Comportou-se como um nobre ao longo do concerto. Mostrou austeridade nos gestos e na técnica, mas não tapeou a fantasia. Ao contrário de seus epígonos, ele possui uma imaginação fértil e nunca evita a expressão, muito em bora ela se materialize em formas muito peculiares, como o ornamento exato, o equilíbrio das dinâmicas, o dedilhado bonito mas um tanto escorregadio e a capacidade de arrancar a temporalidade das peças. Durante a execução, Leonhardt virava as páginas das partituras como se lesse um livro e o tempo não importasse. Não seguia adiante enquanto não fixasse muito bem o que devia tocar. Aparentes lapsos de memória eram de fato um modo de ler a partitura com vagar e improviso. Este traço criou a maravilha do espetáculo. Leonhardt é um artista tão rigoroso na sua abordagem que não se importa com a continuidade, o "timing" do espetáculo. Espaceja a execução, criando bolhas de silêncio que parecem perguntas ao passado.
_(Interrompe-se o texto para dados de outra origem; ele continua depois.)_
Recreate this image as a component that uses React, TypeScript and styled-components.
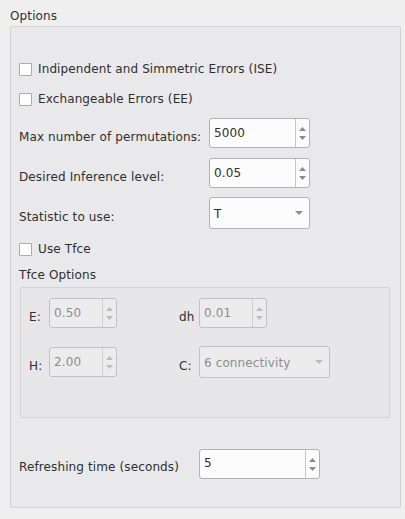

Durante o intervalo, em vez de descansar, ocupou-se em afinar o cravo, diante de um grupo de pasmos curiosos, que se acotovelavam para assistir aos movimentos de luthier do cravista. Leonhardt não deu a mínima para o grupo, e muito menos para o público. Só um sujeito muito convicto é capaz da façanha. Gustav Leonhardt não precisa de ouvintes para continuar a ser o maior músico histórico da atualidade. Seu recital foi um monumento à discrição e à sabedoria. Será muito difícil para ele voltar ao Brasil.